Thanks, that's really helpful. You should consider adding this to the
driver code, as part of the documentation.

> In software parts, the port->msi_top_domain is created to maintains 8
> MSI IRQs from the PCIe intc layer, its hardware IRQ will be mapped to
> msi_info->irq by irq_create_mapping.
> 
> The port->msi_domain contains 256 MSI IRQs in total, it consist of 8 MSI
> sets, and each MSI set contains 32 MSI IRQs.
> 
> The structure of mtk_pcie_msi is used to describe the MSI set, I think
> it will be more convenient and comply with the HW design when use this
> structure, we can get the information of MSI set directly, instead of
> calculated by port->base.
> 
> When a MSI interrupt is received, the interrupt handle flow will be like
> the following:
> 
>               mtk_pcie_irq_handler (port->irq)
>                         |
>                         |(find mapping in msi_top_domain)
>                         |
>                         v
>                 mtk_pcie_msi_handler (msi_info->irq)
>                         |
>                         |(find mapping in msi_domain)
>                         |
>                         v
>                  handle_edge_irq  (MSI irq)
>                         |
>                         |
>                         v
>             (dispatch to device handler)
> 
> Yes, I had to admit that it's not a quite good solution of irqdomains,
> since the local irq domain is partial coupled with the standard PCI MSI
> irqdomain.
> 
> Should I need to create another irqdomain to maintain the MSI sets
> layer, and set it as the parent domain of PCI MSI domain? I really need
> your suggestions, thanks a lot.

<rant>
My first suggestion would be to go back to whoever put this HW block
together and make sure they never write a line of RTL ever again.
Programming using copy/paste is bad enough, but doing the same thing
with HW is just terrible.
</rant>

Ideally, you would model the whole thing as 8 distinct MSI
controllers, as that is effectively what they are. Evidently, this
would cause all kind of issues when associating PCI devices with their
MSI domain, so let's not do that.

So what we want is to have a single MSI domain (with 256 entries,
hence covering all sets), and compute the hwirq from the level below,
depending on the interrupt PCIe interrupt, and the index of the MSI in
the status register for this PCIe interrupt.

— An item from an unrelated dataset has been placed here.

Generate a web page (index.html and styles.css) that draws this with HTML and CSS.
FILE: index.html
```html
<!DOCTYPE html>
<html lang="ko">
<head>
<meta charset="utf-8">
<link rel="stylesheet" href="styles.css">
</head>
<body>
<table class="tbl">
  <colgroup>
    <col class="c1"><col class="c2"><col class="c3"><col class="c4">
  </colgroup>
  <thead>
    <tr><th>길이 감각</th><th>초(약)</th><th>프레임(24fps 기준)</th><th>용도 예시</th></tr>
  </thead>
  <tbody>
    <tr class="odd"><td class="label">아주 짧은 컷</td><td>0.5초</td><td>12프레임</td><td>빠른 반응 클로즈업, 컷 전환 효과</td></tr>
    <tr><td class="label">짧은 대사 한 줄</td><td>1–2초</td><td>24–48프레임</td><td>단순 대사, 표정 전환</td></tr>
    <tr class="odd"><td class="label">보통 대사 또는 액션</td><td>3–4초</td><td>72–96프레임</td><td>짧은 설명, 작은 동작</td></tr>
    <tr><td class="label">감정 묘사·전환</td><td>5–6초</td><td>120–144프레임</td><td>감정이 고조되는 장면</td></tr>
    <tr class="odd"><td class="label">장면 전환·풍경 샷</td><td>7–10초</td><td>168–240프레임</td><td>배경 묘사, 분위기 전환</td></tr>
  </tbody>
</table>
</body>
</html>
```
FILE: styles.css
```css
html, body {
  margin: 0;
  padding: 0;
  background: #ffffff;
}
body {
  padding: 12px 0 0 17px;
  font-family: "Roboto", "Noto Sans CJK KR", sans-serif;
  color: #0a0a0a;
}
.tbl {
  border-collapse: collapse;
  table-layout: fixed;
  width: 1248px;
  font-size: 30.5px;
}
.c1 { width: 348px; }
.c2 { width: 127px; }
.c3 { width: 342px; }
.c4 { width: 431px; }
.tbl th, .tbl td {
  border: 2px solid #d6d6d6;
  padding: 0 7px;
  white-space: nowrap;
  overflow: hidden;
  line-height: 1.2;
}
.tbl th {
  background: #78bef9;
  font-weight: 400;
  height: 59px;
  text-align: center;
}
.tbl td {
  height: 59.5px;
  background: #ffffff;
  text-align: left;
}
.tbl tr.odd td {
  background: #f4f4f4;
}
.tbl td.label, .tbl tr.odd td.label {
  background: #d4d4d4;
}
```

I think you have most of
the information already, you just need to simplify the way you keep
track of it, and maybe come up with better names for the various
blocks.

I expect you would need something like this:

struct mtk_msi_set {
	void __iomem		*base;
	phys_addr_t		msg_addr;
};

struct mtk_pcie_port {
[...]
	int 			base_irq;
	struct mtk_msi_set	msi_sets[8];
[...]
};

The assumption is that you can build the bottom MSI domain hwirq as:

    hwirq = set_idx * 32 + set_status_bit;

From that, you can directly go back from a hwirq to a set, and index
the msi_sets[] array to find the relevant information.

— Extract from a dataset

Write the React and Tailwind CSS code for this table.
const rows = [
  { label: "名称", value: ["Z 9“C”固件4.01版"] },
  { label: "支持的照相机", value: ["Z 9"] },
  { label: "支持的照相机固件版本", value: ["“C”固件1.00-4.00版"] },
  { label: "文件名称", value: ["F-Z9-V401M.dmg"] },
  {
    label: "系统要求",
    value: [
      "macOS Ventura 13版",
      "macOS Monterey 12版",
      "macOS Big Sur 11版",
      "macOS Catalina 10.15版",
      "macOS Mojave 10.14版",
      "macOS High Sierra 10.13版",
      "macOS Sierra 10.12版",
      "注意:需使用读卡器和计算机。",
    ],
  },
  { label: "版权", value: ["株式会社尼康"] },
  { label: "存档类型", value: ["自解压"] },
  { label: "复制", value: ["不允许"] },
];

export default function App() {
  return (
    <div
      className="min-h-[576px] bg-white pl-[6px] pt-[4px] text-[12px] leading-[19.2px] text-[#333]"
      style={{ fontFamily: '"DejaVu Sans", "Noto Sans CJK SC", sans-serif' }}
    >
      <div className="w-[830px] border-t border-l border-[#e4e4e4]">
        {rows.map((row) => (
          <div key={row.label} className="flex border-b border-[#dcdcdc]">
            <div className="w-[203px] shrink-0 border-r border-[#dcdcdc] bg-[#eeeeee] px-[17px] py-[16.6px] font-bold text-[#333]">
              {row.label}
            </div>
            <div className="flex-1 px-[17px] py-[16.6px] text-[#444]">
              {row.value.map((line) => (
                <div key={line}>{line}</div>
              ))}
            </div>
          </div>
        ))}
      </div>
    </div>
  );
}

Another assumption is that all 8 cascade interrupts are contiguous
(which is pretty easy to guarantee), meaning that you can directly use
the PCIe interrupt to compute the set number.

With all that, you can directly keep a pointer from the bottom MSI
domain irq_data structures to the mtk_pcie_port structure, providing
you with all the information you need.

Once you will have moved the various bits at the right place, and used
the established MSI abstractions, things should just work.

[...]

> > > +static void mtk_intx_eoi(struct irq_data *data)
> > > +{
> > > +	struct mtk_pcie_port *port = irq_data_get_irq_chip_data(data);
> > > +	unsigned long hwirq;
> > > +
> > > +	/**
> > > +	 * As an emulated level IRQ, its interrupt status will remain
> > > +	 * until the corresponding de-assert message is received; hence that
> > > +	 * the status can only be cleared when the interrupt has been serviced.
> > > +	 */
> > > +	hwirq = data->hwirq + PCIE_INTX_SHIFT;
> > > +	writel(BIT(hwirq), port->base + PCIE_INT_STATUS_REG);
> > 
> > All of this is the description of a level interrupt, so this is pretty
> > much devoid of any information as to *why* you need to write to clear
> > this bit. What happens if the interrupt is still asserted because
> > nothing has handled it? Without any further information, this looks
> > terribly wrong.
> 
> Sorry, this comment should be used to describe the mtk_intx_eoi
> function, it cause misunderstandings at this place. I just want to add
> the comment to explain that why this interrupt needs to be acked at the
> end of interrupt. I will move it to the front of mtk_intx_eoi in the
> next version.

Is it an ack or an eoi? These are two different things, and really
depends on your HW. Please find out which one it is, and we will work
out a way to handle it.

Thanks,

	M.

-- 
Without deviation from the norm, progress is not possible.